# Draft or circulation?



## babybob (Sep 23, 2003)

I am confused about the need for pigeons to have good circulation but not drafts and damp conditions. I live in PA and the winters here can be somewhat unpredictable. We made an outdoor coup for our five birds. Half of it is inclosed the other is caged in. The bottom of the indoor part is wire mesh but we made it so when it gets cold we can slide a board underneath . Kind of like a regular bird cage. My question is how do you know when to close up the bottom and when is it good to leave it open?
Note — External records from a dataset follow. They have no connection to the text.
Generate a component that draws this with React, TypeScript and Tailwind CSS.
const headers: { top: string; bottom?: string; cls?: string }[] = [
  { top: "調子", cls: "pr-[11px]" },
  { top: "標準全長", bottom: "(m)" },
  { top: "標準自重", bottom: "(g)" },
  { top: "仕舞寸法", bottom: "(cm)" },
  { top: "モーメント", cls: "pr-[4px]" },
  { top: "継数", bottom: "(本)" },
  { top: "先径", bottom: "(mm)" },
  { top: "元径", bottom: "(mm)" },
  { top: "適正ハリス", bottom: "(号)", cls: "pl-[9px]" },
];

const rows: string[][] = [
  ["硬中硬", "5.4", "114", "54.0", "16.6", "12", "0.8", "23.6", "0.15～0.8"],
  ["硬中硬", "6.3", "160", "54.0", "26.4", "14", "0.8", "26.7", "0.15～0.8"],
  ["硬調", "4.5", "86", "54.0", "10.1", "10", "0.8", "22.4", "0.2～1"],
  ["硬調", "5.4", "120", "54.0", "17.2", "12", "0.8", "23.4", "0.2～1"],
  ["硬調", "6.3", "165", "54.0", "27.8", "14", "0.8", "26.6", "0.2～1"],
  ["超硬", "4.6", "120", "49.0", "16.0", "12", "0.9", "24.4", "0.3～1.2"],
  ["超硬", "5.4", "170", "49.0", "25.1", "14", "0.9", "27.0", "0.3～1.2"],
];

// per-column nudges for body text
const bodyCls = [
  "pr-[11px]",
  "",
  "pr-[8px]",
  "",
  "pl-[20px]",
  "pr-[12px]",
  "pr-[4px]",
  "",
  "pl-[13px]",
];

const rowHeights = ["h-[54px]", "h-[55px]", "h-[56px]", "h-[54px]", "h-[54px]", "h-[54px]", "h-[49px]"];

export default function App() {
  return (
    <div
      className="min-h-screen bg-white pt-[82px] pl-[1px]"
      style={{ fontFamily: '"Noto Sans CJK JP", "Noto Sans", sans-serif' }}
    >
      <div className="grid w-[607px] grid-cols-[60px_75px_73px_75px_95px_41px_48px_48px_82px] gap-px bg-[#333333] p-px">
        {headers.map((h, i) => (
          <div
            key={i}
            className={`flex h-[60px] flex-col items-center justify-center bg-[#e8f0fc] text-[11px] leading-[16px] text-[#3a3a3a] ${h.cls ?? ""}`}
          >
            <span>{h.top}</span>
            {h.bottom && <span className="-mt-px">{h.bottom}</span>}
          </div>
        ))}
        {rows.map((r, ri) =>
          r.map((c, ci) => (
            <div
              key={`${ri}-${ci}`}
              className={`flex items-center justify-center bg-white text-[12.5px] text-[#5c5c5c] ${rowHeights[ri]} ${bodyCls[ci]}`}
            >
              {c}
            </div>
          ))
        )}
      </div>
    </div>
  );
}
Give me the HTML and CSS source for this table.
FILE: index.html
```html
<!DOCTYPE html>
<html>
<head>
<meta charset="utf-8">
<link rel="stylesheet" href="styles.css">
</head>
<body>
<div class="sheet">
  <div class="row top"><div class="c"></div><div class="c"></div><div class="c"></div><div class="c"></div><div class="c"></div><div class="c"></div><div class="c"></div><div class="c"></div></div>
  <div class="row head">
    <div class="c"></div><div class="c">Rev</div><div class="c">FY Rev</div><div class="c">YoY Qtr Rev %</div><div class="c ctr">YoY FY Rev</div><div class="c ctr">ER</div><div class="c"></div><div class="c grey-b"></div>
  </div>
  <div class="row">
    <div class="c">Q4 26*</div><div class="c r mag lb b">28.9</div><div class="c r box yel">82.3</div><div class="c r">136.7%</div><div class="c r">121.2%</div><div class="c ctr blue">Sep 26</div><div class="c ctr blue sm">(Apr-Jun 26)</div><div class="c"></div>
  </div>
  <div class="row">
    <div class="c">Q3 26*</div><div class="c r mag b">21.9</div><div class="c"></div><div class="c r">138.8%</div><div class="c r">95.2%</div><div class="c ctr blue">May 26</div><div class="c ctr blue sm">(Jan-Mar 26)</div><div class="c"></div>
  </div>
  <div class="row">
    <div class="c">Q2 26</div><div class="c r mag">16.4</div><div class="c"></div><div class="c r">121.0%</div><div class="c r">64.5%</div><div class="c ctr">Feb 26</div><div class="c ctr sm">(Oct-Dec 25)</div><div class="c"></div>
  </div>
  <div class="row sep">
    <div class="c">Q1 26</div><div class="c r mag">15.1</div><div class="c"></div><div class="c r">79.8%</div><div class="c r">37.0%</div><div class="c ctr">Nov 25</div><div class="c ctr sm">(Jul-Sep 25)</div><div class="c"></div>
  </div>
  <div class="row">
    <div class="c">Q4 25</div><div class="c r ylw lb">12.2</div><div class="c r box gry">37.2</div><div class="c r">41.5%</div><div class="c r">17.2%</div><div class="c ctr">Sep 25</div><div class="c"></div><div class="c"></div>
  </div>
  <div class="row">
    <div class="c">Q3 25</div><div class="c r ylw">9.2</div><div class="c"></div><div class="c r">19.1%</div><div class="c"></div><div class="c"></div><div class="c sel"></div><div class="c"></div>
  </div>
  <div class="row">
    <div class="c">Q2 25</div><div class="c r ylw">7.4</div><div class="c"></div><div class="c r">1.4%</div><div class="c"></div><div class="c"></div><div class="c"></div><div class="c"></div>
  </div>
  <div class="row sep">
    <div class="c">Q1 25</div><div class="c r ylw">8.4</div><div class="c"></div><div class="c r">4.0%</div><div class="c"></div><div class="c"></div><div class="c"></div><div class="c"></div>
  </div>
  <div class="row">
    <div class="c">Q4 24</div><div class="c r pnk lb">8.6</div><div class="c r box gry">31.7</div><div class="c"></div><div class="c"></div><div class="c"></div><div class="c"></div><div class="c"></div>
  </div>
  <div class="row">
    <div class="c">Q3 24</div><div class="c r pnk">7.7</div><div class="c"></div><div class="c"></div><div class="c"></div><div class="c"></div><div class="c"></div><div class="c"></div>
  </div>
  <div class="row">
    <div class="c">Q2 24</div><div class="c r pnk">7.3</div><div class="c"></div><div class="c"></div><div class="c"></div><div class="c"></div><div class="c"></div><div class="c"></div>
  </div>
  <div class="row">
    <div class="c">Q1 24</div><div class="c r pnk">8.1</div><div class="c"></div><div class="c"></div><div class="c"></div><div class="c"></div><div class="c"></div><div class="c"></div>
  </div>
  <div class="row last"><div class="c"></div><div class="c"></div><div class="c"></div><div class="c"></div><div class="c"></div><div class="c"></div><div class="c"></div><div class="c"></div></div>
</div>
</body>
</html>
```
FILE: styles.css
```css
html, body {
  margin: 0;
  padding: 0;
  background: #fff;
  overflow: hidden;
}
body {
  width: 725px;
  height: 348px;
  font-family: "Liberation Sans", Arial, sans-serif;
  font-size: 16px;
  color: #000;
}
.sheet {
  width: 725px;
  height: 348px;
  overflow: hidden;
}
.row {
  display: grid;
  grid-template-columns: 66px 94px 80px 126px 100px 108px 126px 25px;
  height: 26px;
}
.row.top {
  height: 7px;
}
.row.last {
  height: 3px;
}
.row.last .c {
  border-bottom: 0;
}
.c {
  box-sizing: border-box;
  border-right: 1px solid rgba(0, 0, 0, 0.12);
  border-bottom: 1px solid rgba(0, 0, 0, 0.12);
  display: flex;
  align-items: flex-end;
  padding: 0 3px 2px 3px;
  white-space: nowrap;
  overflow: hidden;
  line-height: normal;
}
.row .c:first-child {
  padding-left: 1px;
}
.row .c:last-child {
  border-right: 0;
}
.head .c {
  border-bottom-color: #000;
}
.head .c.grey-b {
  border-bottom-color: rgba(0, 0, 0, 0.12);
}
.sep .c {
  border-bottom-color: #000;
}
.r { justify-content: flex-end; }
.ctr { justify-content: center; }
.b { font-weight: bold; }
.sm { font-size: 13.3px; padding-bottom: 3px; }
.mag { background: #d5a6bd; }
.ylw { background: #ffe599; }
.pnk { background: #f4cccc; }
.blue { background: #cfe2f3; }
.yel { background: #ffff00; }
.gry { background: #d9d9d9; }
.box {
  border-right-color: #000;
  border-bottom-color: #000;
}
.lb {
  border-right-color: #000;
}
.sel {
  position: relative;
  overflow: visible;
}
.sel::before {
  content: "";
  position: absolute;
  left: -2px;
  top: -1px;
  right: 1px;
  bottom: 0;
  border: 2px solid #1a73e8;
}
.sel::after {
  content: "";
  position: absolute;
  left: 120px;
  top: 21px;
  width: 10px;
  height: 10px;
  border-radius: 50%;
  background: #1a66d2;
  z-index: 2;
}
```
There is ventalation at the top.


----------



## Thunderbird (Sep 7, 2003)

Close it up when the temp nears freezing.
Chris


----------



## bigbird (Aug 19, 2000)

Pigeons don’t like drafts; they can become sick due to a draft.
Pigeons can tolerate cold weather if they have been acclimated.
If they are allowed to remain outside in the cold (no drafts) during the fall, they will develop feathers and tolerance to colder and colder weather.
But they need to be out of the wind, out of the wet, they need a safe, dry place to live.
If you have a draft coming in from the floor, try to prevent this.
If you have a draft coming from anywhere, try to prevent this.
Otherwise, your pigeons will be able to survive the cold of the winter.
During cold weather, I leave some lights on in the loft, perhaps 3 or 4 bulbs.
This can reduce the cold; it can give the birds vision at night, etc.
Regards,
Carl


----------



## ddpowell (May 16, 2003)

I was confused on the very same thing too in building my loft. I guess the drafts mean, like said, if all is warm but you have this one small area where cold air is seeping in or cracks in the walls, or window areas where cool air is seeping in. I've heard that the healthiest birds were in lofts that were more open (window wise) but ones that were kept dry..because they can withstand the cold temperatures but not dampness and they are getting a lot of ventilation. 
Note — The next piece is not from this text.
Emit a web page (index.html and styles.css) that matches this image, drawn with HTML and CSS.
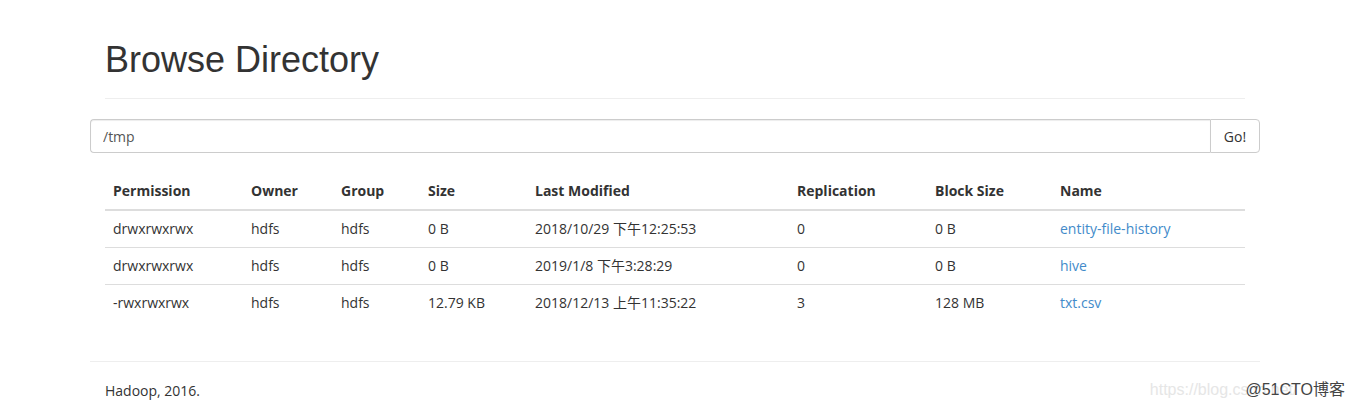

I also know that you want to keep the northern winds away from coming in, which is why you face your coop south/southeast. So I have a big windowed area facing East that is kept open for ventilation and the window that goes into the aviary area, gets closed at night especially to keep out the northern winds. 

So birds that just live outside aren't really getting the "draft" since their entire area is the same temperature.

[This message has been edited by ddpowell (edited October 05, 2003).]


----------



## babybob (Sep 23, 2003)

I appreciate this info. I do find it confusing. The windows and doors were all sealed so there won't be drafts. But then with the floor open I wasn't sure if this was a draft or ventilation. If you have rafters on the top and and open floor would this cause a draft? And what if you live in an area that has had a wet season and it is danp everywhere? Am I over worrying this to much?


----------



## ddpowell (May 16, 2003)

The open floor won't be good if it's humid there, if it rains alot etc.. the droppings will go to the ground and then they get damp and wet, and the combination will not only make your birds ill, but yourself possibly by breathing those fumes.

I would highly suggest having a closed floor and I'm not sure what you mean about your rafters. It is closed up on top, can rain get in? You don't want anything getting wet. 
How is it that you have an open floor..exactly how is it situated?


----------



## babybob (Sep 23, 2003)

The roof is slanted and it is open where the boards are to make the roof. the bottom is made out of wire mesh and we have a board ready to slide under when it is needed. There are shelves in the enclosed part for them to perch and an outside part that is enclosed with the wire mesh for when the want to go out. It is about 36" from the ground.


----------



## Skyeking (Jan 17, 2003)

Hi there,

You just need to make sure the cracks between the boards are sealed up and put some black or white roofing-it already has the shingle texture on the outside, you might be able to pick up a little at your local hardware store, like Home Depot.

I live in wet, rainy Florida so I understand. Your coop is a good distance from the ground, and the board you slide in will work. We have the same type of coop. I have two sheets of plexi glass that slides into place for cold weather, we just take it out and hose it off every other day. Just make sure you can close off the area between the outside aviary and the coop. We put a little door to their entrance from coop to aviary. They hang out there just like they are sitting on their front porch, checking out the neighbors! so cute! Treesa


----------